YOUR GOAL ▸ Transcribe the listing verbatim. Do not carry over any pictures.

RAW DATA ▸
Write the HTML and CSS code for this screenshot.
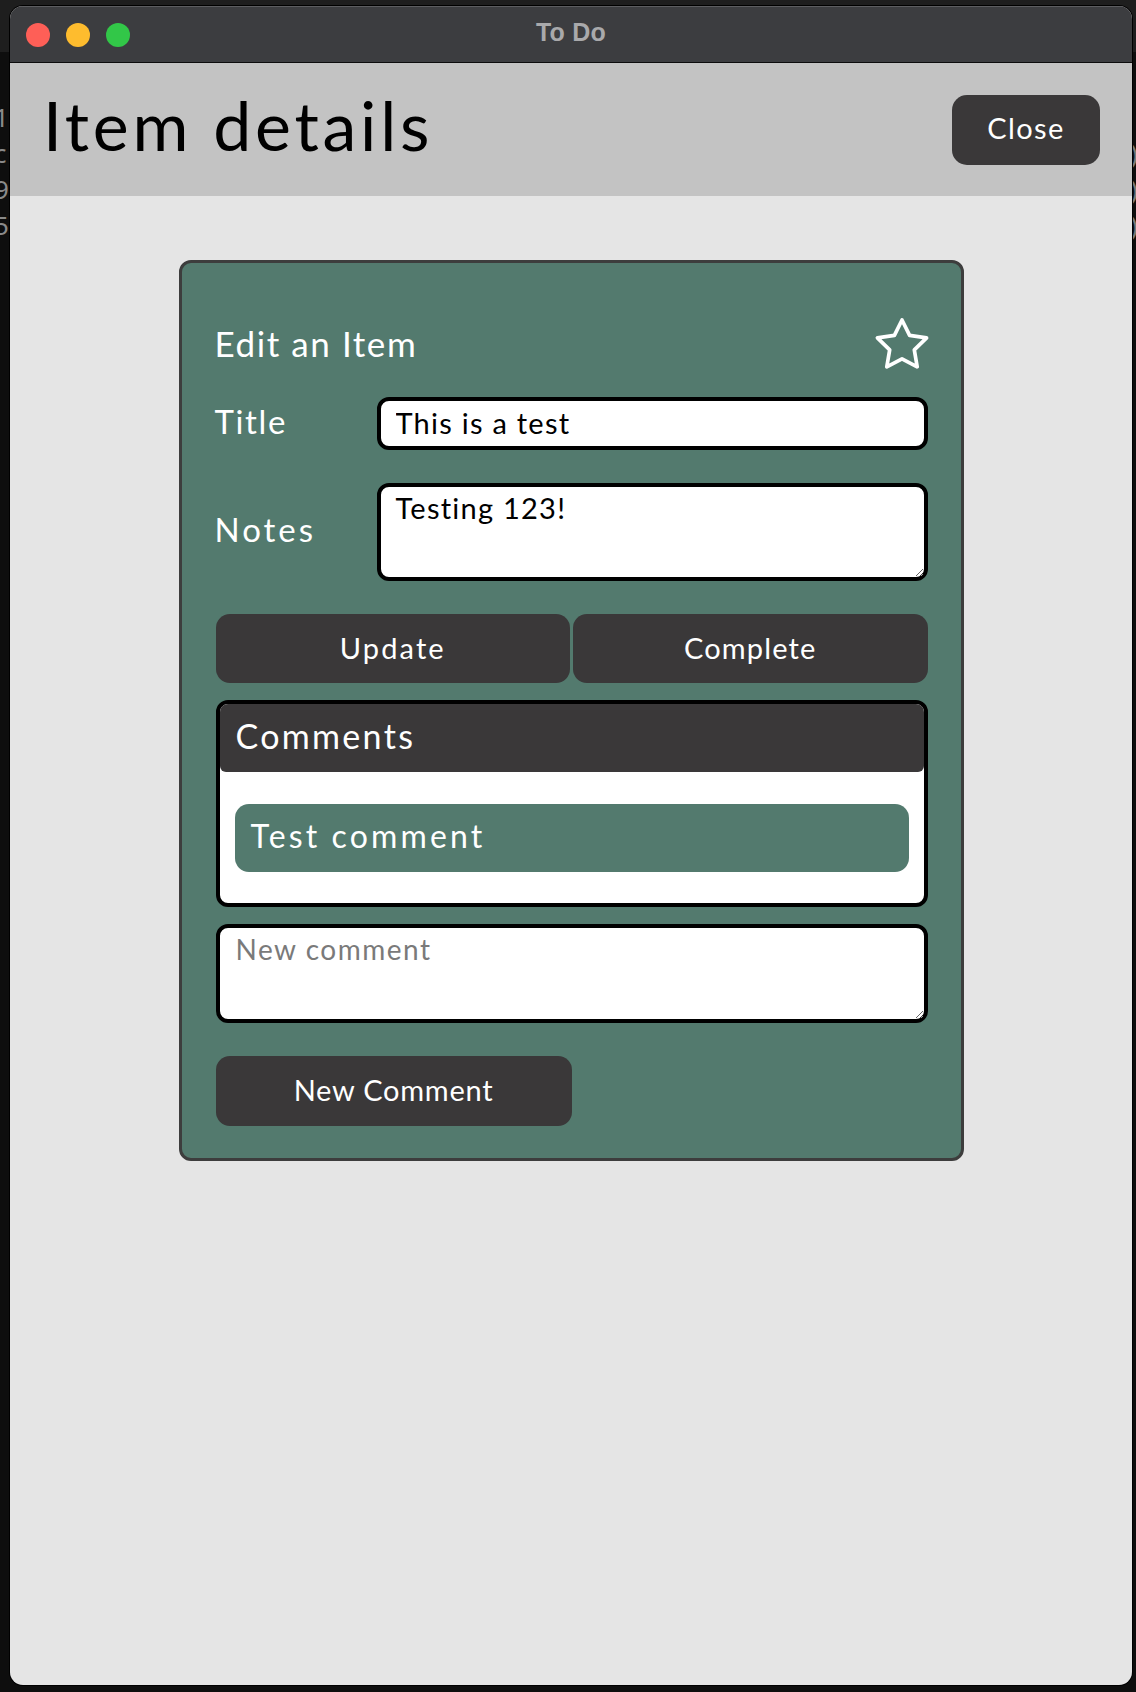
FILE: index.html
```html
<!DOCTYPE html>
<html lang="en">
<head>
<meta charset="utf-8">
<title>To Do</title>
<link rel="stylesheet" href="styles.css">
</head>
<body>
<div class="desktop">
  <div class="backdrop">
    <div class="backdrop-top"></div>
    <div class="frag frag-left">
      <span>1</span><span>c</span><span>9</span><span>5</span>
    </div>
    <div class="frag frag-right">
      <span>)</span><span>)</span><span>)</span>
    </div>
  </div>
  <div class="window">
    <div class="titlebar">
      <div class="lights">
        <span class="light red"></span>
        <span class="light yellow"></span>
        <span class="light green"></span>
      </div>
      <div class="wintitle">To Do</div>
      <div></div>
    </div>
    <header class="app-header">
      <h1 class="page-title">Item details</h1>
      <button class="btn btn-close">Close</button>
    </header>
    <main class="content">
      <section class="card">
        <div class="card-head">
          <h2 class="card-title">Edit an Item</h2>
          <svg class="star" viewBox="2 2 20 19.1" width="50" height="47" aria-hidden="true">
            <path d="M12 2l3.09 6.26L22 9.27l-5 4.87 1.18 6.88L12 17.77l-6.18 3.25L7 14.14 2 9.27l6.91-1.01L12 2z" fill="none" stroke="#ffffff" stroke-width="1.5" stroke-linejoin="round" stroke-linecap="round"/>
          </svg>
        </div>
        <div class="field">
          <label class="field-label label-title" for="title">Title</label>
          <input class="text-input" id="title" type="text" value="This is a test">
        </div>
        <div class="field">
          <label class="field-label label-notes" for="notes">Notes</label>
          <textarea class="text-area notes" id="notes">Testing 123!</textarea>
        </div>
        <div class="actions">
          <button class="btn btn-action btn-update">Update</button>
          <button class="btn btn-action btn-complete">Complete</button>
        </div>
        <div class="comments">
          <div class="comments-head">Comments</div>
          <div class="comments-body">
            <div class="comment">Test comment</div>
          </div>
        </div>
        <textarea class="text-area new-comment" placeholder="New comment"></textarea>
        <div class="new-row">
          <button class="btn btn-action btn-new">New Comment</button>
        </div>
      </section>
    </main>
  </div>
</div>
</body>
</html>
```
FILE: styles.css
```css
* { box-sizing: border-box; }

html, body {
  margin: 0;
  padding: 0;
  background: #0e0e0e;
}

body {
  font-family: "Lato", "Noto Sans", sans-serif;
  width: 1136px;
  height: 1692px;
  overflow: hidden;
}

.desktop {
  position: relative;
  width: 1136px;
  height: 1692px;
  padding: 6px 4px 0 10px;
}

.backdrop {
  position: absolute;
  inset: 0;
  z-index: 0;
}

.backdrop-top {
  height: 52px;
  background: #1e1e1e;
}

.frag {
  position: absolute;
  top: 99px;
  display: flex;
  flex-direction: column;
  font-family: "Noto Sans", sans-serif;
  font-size: 26px;
  line-height: 36px;
  color: #8a8a8a;
}

.frag-left { left: -6px; }
.frag-right { left: 1130px; color: #7a7a7a; top: 135px; }

.window {
  position: relative;
  z-index: 1;
  width: 1122px;
  height: 1679px;
  display: flex;
  flex-direction: column;
  border-radius: 13px;
  overflow: hidden;
  background: #e5e5e5;
  box-shadow: 0 0 0 1px #000;
}

.titlebar {
  height: 57px;
  flex: none;
  display: grid;
  grid-template-columns: 1fr auto 1fr;
  align-items: center;
  background: #3c3d40;
  border-top: 1px solid #5c5d60;
  border-bottom: 1px solid #0c0c0c;
}

.lights {
  display: flex;
  gap: 16px;
  padding-left: 16px;
}

.light {
  width: 24px;
  height: 24px;
  border-radius: 50%;
}

.light.red { background: #fe5f57; }
.light.yellow { background: #febc2e; }
.light.green { background: #32c748; }

.wintitle {
  font-family: "Liberation Sans", Arial, sans-serif;
  font-weight: 700;
  font-size: 25px;
  color: #a9a9ab;
  margin-top: -5px;
  letter-spacing: 0.01em;
}

.app-header {
  height: 133px;
  flex: none;
  display: flex;
  align-items: center;
  justify-content: space-between;
  background: #c3c3c3;
  padding: 0 32px 0 33px;
}

.page-title {
  margin: -10px 0 0 0;
  font-size: 68px;
  font-weight: 400;
  color: #000;
  letter-spacing: 0.055em;
}

.btn {
  font-family: "Lato", "Noto Sans", sans-serif;
  border: none;
  background: #3a3839;
  color: #fff;
  cursor: pointer;
}

.btn-close {
  width: 148px;
  height: 70px;
  border-radius: 15px;
  font-size: 29px;
  letter-spacing: 0.047em;
  padding: 0 0 4px 0;
}

.content {
  flex: 1;
  padding-top: 64px;
  display: flex;
  justify-content: center;
  align-items: flex-start;
}

.card {
  width: 785px;
  background: #537a6e;
  border: 3px solid #3d3d3d;
  border-radius: 12px;
  padding: 57px 33px 32px 34px;
  display: flex;
  flex-direction: column;
}

.card-head {
  display: flex;
  align-items: center;
  justify-content: space-between;
  height: 47px;
}

.card-title {
  margin: -2px 0 0 -1px;
  font-size: 35px;
  font-weight: 400;
  color: #fff;
  letter-spacing: 0.045em;
}

.star {
  overflow: visible;
  margin-right: 1px;
}

.field {
  display: flex;
  align-items: center;
  margin-top: 30px;
}

.field + .field { margin-top: 33px; }

.field-label {
  width: 162px;
  flex: none;
  font-size: 33px;
  color: #fff;
  margin-left: -1px;
  padding-bottom: 6px;
}

.label-title { letter-spacing: 0.05em; }
.label-notes { letter-spacing: 0.09em; }

.text-input,
.text-area {
  font-family: "Lato", "Noto Sans", sans-serif;
  font-size: 29px;
  color: #000;
  background: #fff;
  border: 4px solid #000;
  border-radius: 12px;
  outline: none;
  letter-spacing: 0.043em;
}

.text-input {
  flex: 1;
  height: 53px;
  padding: 0 14px 3px 15px;
}

.text-area {
  display: block;
  resize: vertical;
  margin: 0;
}

.notes {
  flex: 1;
  height: 98px;
  padding: 4px 14px 0 15px;
  line-height: 1.2;
}

.actions {
  display: flex;
  gap: 3px;
  margin-top: 33px;
}

.btn-action {
  flex: 1;
  height: 69px;
  border-radius: 14px;
  font-size: 29px;
  padding: 0 0 3px 0;
}

.btn-update { letter-spacing: 0.074em; }
.btn-complete { letter-spacing: 0.04em; }

.comments {
  margin-top: 17px;
  background: #fff;
  border: 4px solid #000;
  border-radius: 12px;
  overflow: hidden;
}

.comments-head {
  height: 68px;
  background: #3a3839;
  color: #fff;
  font-size: 34px;
  padding: 0 0 6px 16px;
  display: flex;
  align-items: center;
  border-radius: 0 0 6px 6px;
  letter-spacing: 0.068em;
}

.comments-body {
  padding: 32px 15px 31px 15px;
}

.comment {
  height: 68px;
  background: #537a6e;
  border-radius: 14px;
  color: #fff;
  font-size: 32px;
  display: flex;
  align-items: center;
  padding: 0 16px 6px 16px;
  letter-spacing: 0.098em;
}

.new-comment {
  margin-top: 17px;
  width: 100%;
  height: 99px;
  padding: 5px 16px 0 16px;
  line-height: 1.2;
  font-size: 28px;
  letter-spacing: 0.054em;
}

.new-comment::placeholder {
  color: #7a7a7a;
}

.new-row {
  display: flex;
  margin-top: 33px;
}

.new-row .btn-action {
  flex: none;
  width: 356px;
  height: 70px;
}

.btn-new { letter-spacing: 0.026em; }
```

RESULT FOR THIS EXERCISE ▸
Write the HTML and CSS code for this screenshot.
FILE: index.html
```html
<!DOCTYPE html>
<html lang="en">
<head>
<meta charset="utf-8">
<title>To Do</title>
<link rel="stylesheet" href="styles.css">
</head>
<body>
<div class="desktop">
  <div class="backdrop">
    <div class="backdrop-top"></div>
    <div class="frag frag-left">
      <span>1</span><span>c</span><span>9</span><span>5</span>
    </div>
    <div class="frag frag-right">
      <span>)</span><span>)</span><span>)</span>
    </div>
  </div>
  <div class="window">
    <div class="titlebar">
      <div class="lights">
        <span class="light red"></span>
        <span class="light yellow"></span>
        <span class="light green"></span>
      </div>
      <div class="wintitle">To Do</div>
      <div></div>
    </div>
    <header class="app-header">
      <h1 class="page-title">Item details</h1>
      <button class="btn btn-close">Close</button>
    </header>
    <main class="content">
      <section class="card">
        <div class="card-head">
          <h2 class="card-title">Edit an Item</h2>
          <svg class="star" viewBox="2 2 20 19.1" width="50" height="47" aria-hidden="true">
            <path d="M12 2l3.09 6.26L22 9.27l-5 4.87 1.18 6.88L12 17.77l-6.18 3.25L7 14.14 2 9.27l6.91-1.01L12 2z" fill="none" stroke="#ffffff" stroke-width="1.5" stroke-linejoin="round" stroke-linecap="round"/>
          </svg>
        </div>
        <div class="field">
          <label class="field-label label-title" for="title">Title</label>
          <input class="text-input" id="title" type="text" value="This is a test">
        </div>
        <div class="field">
          <label class="field-label label-notes" for="notes">Notes</label>
          <textarea class="text-area notes" id="notes">Testing 123!</textarea>
        </div>
        <div class="actions">
          <button class="btn btn-action btn-update">Update</button>
          <button class="btn btn-action btn-complete">Complete</button>
        </div>
        <div class="comments">
          <div class="comments-head">Comments</div>
          <div class="comments-body">
            <div class="comment">Test comment</div>
          </div>
        </div>
        <textarea class="text-area new-comment" placeholder="New comment"></textarea>
        <div class="new-row">
          <button class="btn btn-action btn-new">New Comment</button>
        </div>
      </section>
    </main>
  </div>
</div>
</body>
</html>
```
FILE: styles.css
```css
* { box-sizing: border-box; }

html, body {
  margin: 0;
  padding: 0;
  background: #0e0e0e;
}

body {
  font-family: "Lato", "Noto Sans", sans-serif;
  width: 1136px;
  height: 1692px;
  overflow: hidden;
}

.desktop {
  position: relative;
  width: 1136px;
  height: 1692px;
  padding: 6px 4px 0 10px;
}

.backdrop {
  position: absolute;
  inset: 0;
  z-index: 0;
}

.backdrop-top {
  height: 52px;
  background: #1e1e1e;
}

.frag {
  position: absolute;
  top: 99px;
  display: flex;
  flex-direction: column;
  font-family: "Noto Sans", sans-serif;
  font-size: 26px;
  line-height: 36px;
  color: #8a8a8a;
}

.frag-left { left: -6px; }
.frag-right { left: 1130px; color: #7a7a7a; top: 135px; }

.window {
  position: relative;
  z-index: 1;
  width: 1122px;
  height: 1679px;
  display: flex;
  flex-direction: column;
  border-radius: 13px;
  overflow: hidden;
  background: #e5e5e5;
  box-shadow: 0 0 0 1px #000;
}

.titlebar {
  height: 57px;
  flex: none;
  display: grid;
  grid-template-columns: 1fr auto 1fr;
  align-items: center;
  background: #3c3d40;
  border-top: 1px solid #5c5d60;
  border-bottom: 1px solid #0c0c0c;
}

.lights {
  display: flex;
  gap: 16px;
  padding-left: 16px;
}

.light {
  width: 24px;
  height: 24px;
  border-radius: 50%;
}

.light.red { background: #fe5f57; }
.light.yellow { background: #febc2e; }
.light.green { background: #32c748; }

.wintitle {
  font-family: "Liberation Sans", Arial, sans-serif;
  font-weight: 700;
  font-size: 25px;
  color: #a9a9ab;
  margin-top: -5px;
  letter-spacing: 0.01em;
}

.app-header {
  height: 133px;
  flex: none;
  display: flex;
  align-items: center;
  justify-content: space-between;
  background: #c3c3c3;
  padding: 0 32px 0 33px;
}

.page-title {
  margin: -10px 0 0 0;
  font-size: 68px;
  font-weight: 400;
  color: #000;
  letter-spacing: 0.055em;
}

.btn {
  font-family: "Lato", "Noto Sans", sans-serif;
  border: none;
  background: #3a3839;
  color: #fff;
  cursor: pointer;
}

.btn-close {
  width: 148px;
  height: 70px;
  border-radius: 15px;
  font-size: 29px;
  letter-spacing: 0.047em;
  padding: 0 0 4px 0;
}

.content {
  flex: 1;
  padding-top: 64px;
  display: flex;
  justify-content: center;
  align-items: flex-start;
}

.card {
  width: 785px;
  background: #537a6e;
  border: 3px solid #3d3d3d;
  border-radius: 12px;
  padding: 57px 33px 32px 34px;
  display: flex;
  flex-direction: column;
}

.card-head {
  display: flex;
  align-items: center;
  justify-content: space-between;
  height: 47px;
}

.card-title {
  margin: -2px 0 0 -1px;
  font-size: 35px;
  font-weight: 400;
  color: #fff;
  letter-spacing: 0.045em;
}

.star {
  overflow: visible;
  margin-right: 1px;
}

.field {
  display: flex;
  align-items: center;
  margin-top: 30px;
}

.field + .field { margin-top: 33px; }

.field-label {
  width: 162px;
  flex: none;
  font-size: 33px;
  color: #fff;
  margin-left: -1px;
  padding-bottom: 6px;
}

.label-title { letter-spacing: 0.05em; }
.label-notes { letter-spacing: 0.09em; }

.text-input,
.text-area {
  font-family: "Lato", "Noto Sans", sans-serif;
  font-size: 29px;
  color: #000;
  background: #fff;
  border: 4px solid #000;
  border-radius: 12px;
  outline: none;
  letter-spacing: 0.043em;
}

.text-input {
  flex: 1;
  height: 53px;
  padding: 0 14px 3px 15px;
}

.text-area {
  display: block;
  resize: vertical;
  margin: 0;
}

.notes {
  flex: 1;
  height: 98px;
  padding: 4px 14px 0 15px;
  line-height: 1.2;
}

.actions {
  display: flex;
  gap: 3px;
  margin-top: 33px;
}

.btn-action {
  flex: 1;
  height: 69px;
  border-radius: 14px;
  font-size: 29px;
  padding: 0 0 3px 0;
}

.btn-update { letter-spacing: 0.074em; }
.btn-complete { letter-spacing: 0.04em; }

.comments {
  margin-top: 17px;
  background: #fff;
  border: 4px solid #000;
  border-radius: 12px;
  overflow: hidden;
}

.comments-head {
  height: 68px;
  background: #3a3839;
  color: #fff;
  font-size: 34px;
  padding: 0 0 6px 16px;
  display: flex;
  align-items: center;
  border-radius: 0 0 6px 6px;
  letter-spacing: 0.068em;
}

.comments-body {
  padding: 32px 15px 31px 15px;
}

.comment {
  height: 68px;
  background: #537a6e;
  border-radius: 14px;
  color: #fff;
  font-size: 32px;
  display: flex;
  align-items: center;
  padding: 0 16px 6px 16px;
  letter-spacing: 0.098em;
}

.new-comment {
  margin-top: 17px;
  width: 100%;
  height: 99px;
  padding: 5px 16px 0 16px;
  line-height: 1.2;
  font-size: 28px;
  letter-spacing: 0.054em;
}

.new-comment::placeholder {
  color: #7a7a7a;
}

.new-row {
  display: flex;
  margin-top: 33px;
}

.new-row .btn-action {
  flex: none;
  width: 356px;
  height: 70px;
}

.btn-new { letter-spacing: 0.026em; }
```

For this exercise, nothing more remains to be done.